In order to keep an influencer marketing campaign on course and functioning as a successful inbound marketing tool, you’ll need to track its effectiveness in your initial brand awareness campaign by measuring influencer impressions.
Impressions are a reflection how many people are seeing specific posted content; it’s a metric that gives you important information about precisely how many were reached with your influencer posts, and also which individual influencers and social media platforms are performing best for your campaign.
Number of impressions and influencer performance can be measured manually within your chosen influencer marketing platforms, or with the help of a tool like Google Analytics.
Different social media platforms track performance differently. YouTube tracks views. As defined by the International Advertising Bureau, a viewable impression is “an ad which appears at least 50% on screen for more than one second.” Facebook provides viewed impressions for business accounts that are referred to as “reach.” Video views on Facebook, like on YouTube are counted only after your video has been playing for three seconds.
Instagram provides views for videos using the same three-second rule as Facebook, and allows Instagram Business users to track impressions (the number of screens on which your content has appeared).
Australian fresh meal brand YouFoodz, with the help of 81 influencer partners created an Instagram campaign that garnered 70,000 direct engagements and over 500,000 impressions. A campaign that uses a pool of micro influencers is a great way to tap into multiple niche audiences and generate widespread brand awareness. It also gives marketers ample opportunity to change up partnerships as they see how various influencers perform during the course of a campaign.
Stronger forms of engagement at the middle of the funnel include likes, dislikes and shares. YouTube includes dislikes, which should be factored into an influencer’s overall engagement rate when tracking the progress of your campaign.
Tracking the number of impressions, views, likes and shares, especially per influencer helps your team to determine which partnerships are performing best for you, giving you a leg up and a chance to fine tune your approach throughout the life of your campaign.
Measuring CTRs and Conversions
CTR stands for click through rate. Measuring CTRs and conversions is a bit more labor intensive than tracking impressions, likes and shares but if your primary goal is to make sales, it is an indispensable way to get a clear picture of the ROI from each individual influencer. It also enables you to see how your campaign is performing with various audience verticals within each influencer’s fan base.
For example, you may find that influencers with fans in certain demographics get a higher CTR when they post video content. You can then use that information to make tweaks to your strategy if necessary, focusing more of your energies on influencers whose followers are converting to customers and parting ways with those whose fans aren’t clicking through. By being more specific in your analytics, you can better determine which influencers are generating the best ROI.
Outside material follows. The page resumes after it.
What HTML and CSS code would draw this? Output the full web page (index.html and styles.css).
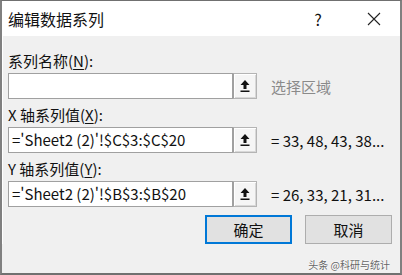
FILE: index.html
```html
<!DOCTYPE html>
<html lang="zh-CN">
<head>
    <meta charset="UTF-8">
    <title>编辑数据系列</title>
    <link rel="stylesheet" href="styles.css">
</head>
<body>

<div class="dialog">
    <div class="title-bar">
        <span class="title">编辑数据系列</span>
        <span class="help">?</span>
        <span class="close">
            <svg width="14" height="14" viewBox="0 0 14 14"><path d="M1 1 L13 13 M13 1 L1 13" stroke="#222" stroke-width="1.1" fill="none"/></svg>
        </span>
    </div>

    <div class="body">
        <div class="field">
            <div class="label">系列名称(<u>N</u>):</div>
            <div class="row">
                <div class="input"></div>
                <div class="pick"><svg width="10" height="12" viewBox="0 0 10 12"><path d="M5 0 L9.5 5 L6.5 5 L6.5 9 L3.5 9 L3.5 5 L0.5 5 Z" fill="#111"/><rect x="0.5" y="10.5" width="9" height="1.5" fill="#111"/></svg></div>
                <div class="hint">选择区域</div>
            </div>
        </div>

        <div class="field">
            <div class="label">X 轴系列值(<u>X</u>):</div>
            <div class="row">
                <div class="input">='Sheet2 (2)'!$C$3:$C$20</div>
                <div class="pick"><svg width="10" height="12" viewBox="0 0 10 12"><path d="M5 0 L9.5 5 L6.5 5 L6.5 9 L3.5 9 L3.5 5 L0.5 5 Z" fill="#111"/><rect x="0.5" y="10.5" width="9" height="1.5" fill="#111"/></svg></div>
                <div class="value">= 33, 48, 43, 38...</div>
            </div>
        </div>

        <div class="field">
            <div class="label">Y 轴系列值(<u>Y</u>):</div>
            <div class="row">
                <div class="input">='Sheet2 (2)'!$B$3:$B$20</div>
                <div class="pick"><svg width="10" height="12" viewBox="0 0 10 12"><path d="M5 0 L9.5 5 L6.5 5 L6.5 9 L3.5 9 L3.5 5 L0.5 5 Z" fill="#111"/><rect x="0.5" y="10.5" width="9" height="1.5" fill="#111"/></svg></div>
                <div class="value">= 26, 33, 21, 31...</div>
            </div>
        </div>

        <div class="buttons">
            <button class="btn btn-ok">确定</button>
            <button class="btn">取消</button>
        </div>
    </div>

    <!-- watermark over the corner -->
    <div class="watermark">头条 @科研与统计</div>
</div>

</body>
</html>
```

FILE: styles.css
```css
body {
    margin: 0;
    padding: 0;
    font-family: "Noto Sans CJK SC", "Noto Sans", sans-serif;
    color: #111;
}
.dialog {
    position: relative;
    width: 402px;
    height: 275px;
    box-sizing: border-box;
    border-top: 1px solid #707070;
    border-left: 2px solid #808080;
    border-right: 2px solid #808080;
    border-bottom: 2px solid #707070;
    background-color: #f0f0f0;
    overflow: hidden;
}
.title-bar {
    display: flex;
    align-items: center;
    height: 35px;
    background-color: #fff;
    padding-left: 6px;
}
.title {
    flex: 1;
    font-size: 16px;
}
.help {
    width: 24px;
    text-align: center;
    font-size: 16px;
    margin-right: 32px;
}
.close {
    width: 24px;
    display: flex;
    justify-content: center;
    margin-right: 14px;
}
.body {
    padding: 15px 0 0 5px;
    border-left: 1px solid #fff;
}
.field {
    margin-bottom: 4px;
}
.label {
    font-size: 15px;
    line-height: 20px;
    height: 22px;
}
.label u {
    text-decoration-thickness: 1px;
    text-underline-offset: 2px;
}
.row {
    display: flex;
    align-items: center;
    height: 26px;
    margin-bottom: 6px;
}
.input {
    width: 225px;
    height: 26px;
    box-sizing: border-box;
    border: 1px solid #a0a0a0;
    background-color: #fff;
    font-size: 15px;
    line-height: 24px;
    padding-left: 3px;
    white-space: nowrap;
}
.pick {
    width: 24px;
    height: 26px;
    box-sizing: border-box;
    border: 1px solid #b4b4b4;
    border-left: 1px solid #a0a0a0;
    box-shadow: inset 1px 1px 0 #fff, inset -1px -1px 0 #d8d8d8;
    background-color: #f5f5f5;
    display: flex;
    align-items: center;
    justify-content: center;
}
.hint {
    margin-left: 14px;
    font-size: 15px;
    color: #8a8a8a;
}
.value {
    margin-left: 14px;
    font-size: 15px;
    white-space: nowrap;
}
.buttons {
    display: flex;
    justify-content: flex-end;
    gap: 13px;
    padding-right: 8px;
    margin-top: 8px;
}
.btn {
    width: 87px;
    height: 29px;
    box-sizing: border-box;
    background-color: #e1e1e1;
    border: 1px solid #adadad;
    font-family: "Noto Sans CJK SC", sans-serif;
    font-size: 15px;
    color: #111;
    padding: 0;
}
.btn-ok {
    border: 2px solid #0078d7;
}
.watermark {
    position: absolute;
    right: 10px;
    bottom: 1px;
    font-size: 10px;
    color: #666;
    text-shadow: 0 0 2px #fff, 0 0 2px #fff;
}
```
Last click attribution—attributing the click or the sale to the influencer post that drove the click through—can be used to measure performance but remember that often everything leading up to that last click snowballs into a powerful incentive to click through, meaning that perhaps that last ad shouldn’t quite get all the credit.
Suppose you see a favorite influencer recommending a product on Instagram. Your interest is piqued, but it’s time to leave for work and you forget about the post and the product. Later, on your lunch hour, you see another influencer that you follow posting about the same product. At that point, you have the time to click on the link and take a closer look. Before you saw the second post, you were already interested and had also had the time to organically allow your interest to grow with no pressure to immediately act on it. Still, the second influencer gets all of the credit for the click through when marketers measure influencer ROI using the last click attribution model.
A more balanced approach to measuring individual influencer performance is to use a combination of last click attribution and predictive analysis. You can measure the ROI of each influencer for up to 12 months with predictive analysis to see how influencers are likely to perform in the future, making it much easier to assess the value of individual influencer content and get a clear picture of how to budget for influencers down the line.
A working understanding of your analytics is key. Whatever the specific goals for your influencer marketing campaign, conscientiously tracking results and having a thorough grasp of what those results mean for your campaign gives your business the advantage of clarity and can help you to accurately assess the strengths and weaknesses of a campaign.
Thoroughly understanding the impact of your campaign by tracking the results of each individual influencer partner will provide insights that allow ample opportunity to adjust course if necessary, giving your team the greatest chance of success in their marketing efforts.